A sucker rally, aka a “bull trap” is defined as a temporary rise in a specific stock or market, occurring with little fundamental information to back the movement in price and which may continue just long enough for the “suckers” to get on board, after which the market or specific stock falls. This market started last week under a cloud of poor export estimates and technical indicators which, on balance, were pointing prices towards a southerly, or at best a sideways, direction. But instead of falling, or at least moving sideways, the benchmark May 2010 contract shot up in early trade to a high for the week of RM2,662. But this market, as though coming to its senses, fell with a palpable thud before the week was out, giving back all its earlier gains and finally settling last Thursday at RM2,595 a tonne, down a nominal RM1 over the week. (This market was closed last Friday for a public holiday). So what happened?

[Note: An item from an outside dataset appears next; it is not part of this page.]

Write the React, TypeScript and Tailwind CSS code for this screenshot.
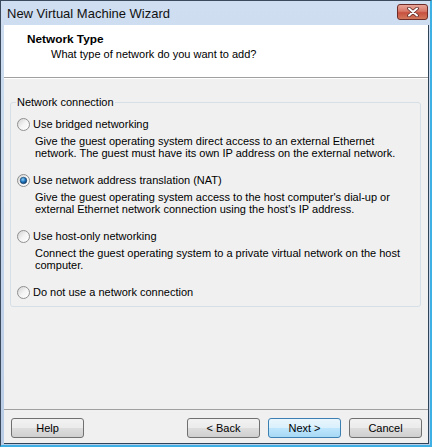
import React from "react";

const options = [
  {
    label: "Use bridged networking",
    lines: [
      "Give the guest operating system direct access to an external Ethernet",
      "network. The guest must have its own IP address on the external network.",
    ],
  },
  {
    label: "Use network address translation (NAT)",
    checked: true,
    lines: [
      "Give the guest operating system access to the host computer's dial-up or",
      "external Ethernet network connection using the host's IP address.",
    ],
  },
  {
    label: "Use host-only networking",
    lines: [
      "Connect the guest operating system to a private virtual network on the host",
      "computer.",
    ],
  },
  {
    label: "Do not use a network connection",
    lines: [],
  },
];

function Radio({ checked }: { checked?: boolean }) {
  return (
    <svg width="13" height="13" viewBox="0 0 13 13" className="shrink-0">
      <defs>
        <linearGradient id="radioFill" x1="0" y1="0" x2="1" y2="1">
          <stop offset="0" stopColor="#cfcfcf" />
          <stop offset="0.5" stopColor="#f4f4f4" />
          <stop offset="1" stopColor="#ffffff" />
        </linearGradient>
        <radialGradient id="radioDot" cx="40%" cy="35%" r="65%">
          <stop offset="0" stopColor="#8fd0f5" />
          <stop offset="0.55" stopColor="#1f77c0" />
          <stop offset="1" stopColor="#0b3a6e" />
        </radialGradient>
      </defs>
      <circle cx="6.5" cy="6.5" r="6" fill="url(#radioFill)" stroke="#8e8f8f" />
      {checked && <circle cx="6.5" cy="6.5" r="3.3" fill="url(#radioDot)" stroke="#1a3f66" strokeWidth="0.6" />}
    </svg>
  );
}

function WizButton({ label, primary }: { label: string; primary?: boolean }) {
  return (
    <div
      className={`w-[73px] h-[20px] flex items-center justify-center rounded-[3px] border text-[11px] text-black ${
        primary
          ? "border-[#3c7fb1] bg-[linear-gradient(#eaf6fd_0%,#d9f0fc_50%,#bee6fd_51%,#a7d9f5_100%)]"
          : "border-[#707070] bg-[linear-gradient(#f2f2f2_0%,#ebebeb_50%,#dddddd_51%,#cfcfcf_100%)]"
      }`}
    >
      {label}
    </div>
  );
}

export default function App() {
  return (
    <div className="w-[432px] h-[447px] flex flex-col bg-[linear-gradient(#cfdef1,#b9cde6)] border-l border-t border-[#3b4a5c] border-r-2 border-r-[#3fb0e4] border-b-2 border-b-[#3fb0e4] font-['Liberation_Sans',Arial,sans-serif] text-black">
      {/* Title bar */}
      <div className="h-[24px] flex items-center justify-between pl-[6px] pr-[2px] shrink-0">
        <span className="text-[13px] leading-none text-[#111]">New Virtual Machine Wizard</span>
        <div className="self-start mt-[3px] w-[31px] h-[16px] rounded-[3px] border border-[#6d2c28] bg-[linear-gradient(#e8a598_0%,#d77868_45%,#c7503f_55%,#d2785a_100%)] flex items-center justify-center">
          <svg width="12" height="10" viewBox="0 0 12 10">
            <path d="M2 1.5 L10 8.5 M10 1.5 L2 8.5" stroke="#5a2a26" strokeWidth="3.6" strokeLinecap="round" />
            <path d="M2 1.5 L10 8.5 M10 1.5 L2 8.5" stroke="#ffffff" strokeWidth="2" strokeLinecap="round" />
          </svg>
        </div>
      </div>

      {/* Client area */}
      <div className="flex-1 ml-[3px] mr-[1px] mb-[1px] flex flex-col bg-[#f0f0f0] border-r border-b border-[#2f4359]">
        {/* Header */}
        <div className="h-[53px] bg-white border-b border-[#a0a0a0] pl-[23px] pt-[7px] shrink-0">
          <div className="text-[11.8px] font-bold leading-[14px]">Network Type</div>
          <div className="mt-[2px] ml-[24px] text-[11px] leading-[13px]">What type of network do you want to add?</div>
        </div>

        {/* Body */}
        <div className="flex-1 border-t border-white pl-[6px] pr-[7px] pt-[17px]">
          <fieldset className="border border-[#d5dfe5] rounded-[3px] pl-[6px] pb-[6px]">
            <legend className="px-[1px] -ml-[1px] text-[11px] leading-[13px]">Network connection</legend>
            <div className="pt-[7px] flex flex-col gap-[13px]">
              {options.map((o) => (
                <div key={o.label}>
                  <div className="h-[16px] flex items-center gap-[3px]">
                    <Radio checked={o.checked} />
                    <span className="text-[11px] leading-[13px]">{o.label}</span>
                  </div>
                  {o.lines.length > 0 && (
                    <div className="mt-[3px] pl-[18px] text-[11px] leading-[12px]">
                      {o.lines.map((l) => (
                        <div key={l} className="whitespace-nowrap">{l}</div>
                      ))}
                    </div>
                  )}
                </div>
              ))}
            </div>
          </fieldset>
        </div>

        {/* Footer */}
        <div className="h-[34px] shrink-0 border-t border-[#a0a0a0] flex items-start pt-[8px] pl-[7px] pr-[6px]">
          <WizButton label="Help" />
          <div className="flex-1" />
          <div className="flex gap-[8px]">
            <WizButton label="< Back" />
            <WizButton label="Next >" primary />
            <WizButton label="Cancel" />
          </div>
        </div>
      </div>
    </div>
  );
}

Early joy, for those who were suckered into thinking that a new bull phase had begun. turned to dismay, that’s for sure. Those who cashed out when this market shot up above RM2,650 received Chinese New Year ang-pows. But the other players, probably the majority who in a panic liquidated their long (buy) positions – or were forced to liquidate because they could not or would not meet margin calls — suffered losses.
Conclusion: The technicals overall point to further price weakness ahead. RM2,580 is the critical immediate support level, a decisive breakdown below which could trigger an avalanche of stop-loss sell orders.
HOW TO USE THE CHARTS AND INDICATORS
THE BAR AND VOLUME CHART: This is the daily high, low and settlement prices of the most actively traded basis month of the crude palm oil futures contract. Basically, rising prices accompanied by rising volumes would indicate a bull market.
THE MOMENTUM INDEX: This line plots the short/medium-term direction of the market and may be interpreted as follows:
(a) The market is in an upward direction when the line closes above the neutral straight line and is in a downward direction when the reverse is the case.
(b) A loss in the momentum of the line (divergence) when prices are still heading up or down normally indicates that the market could expect a technical correction or a reversal in the near future. THE RELATIVE STRENGTH INDEX: This indicator is most useful when plotted in conjunction with a daily bar chart and may be interpreted as follows: (a) Overbought and oversold positions are indicated when the index goes above or below the upper and lower dotted lines.
(b) Support and resistance often show up clearly before becoming apparent on the bar chart.
(c) Divergence between the index and price action on the chart is a very strong indication that a market turning point is imminent. The subject expressed above is based purely on technical analysis and opinions of the writer. It is not a solicitation to buy or sell.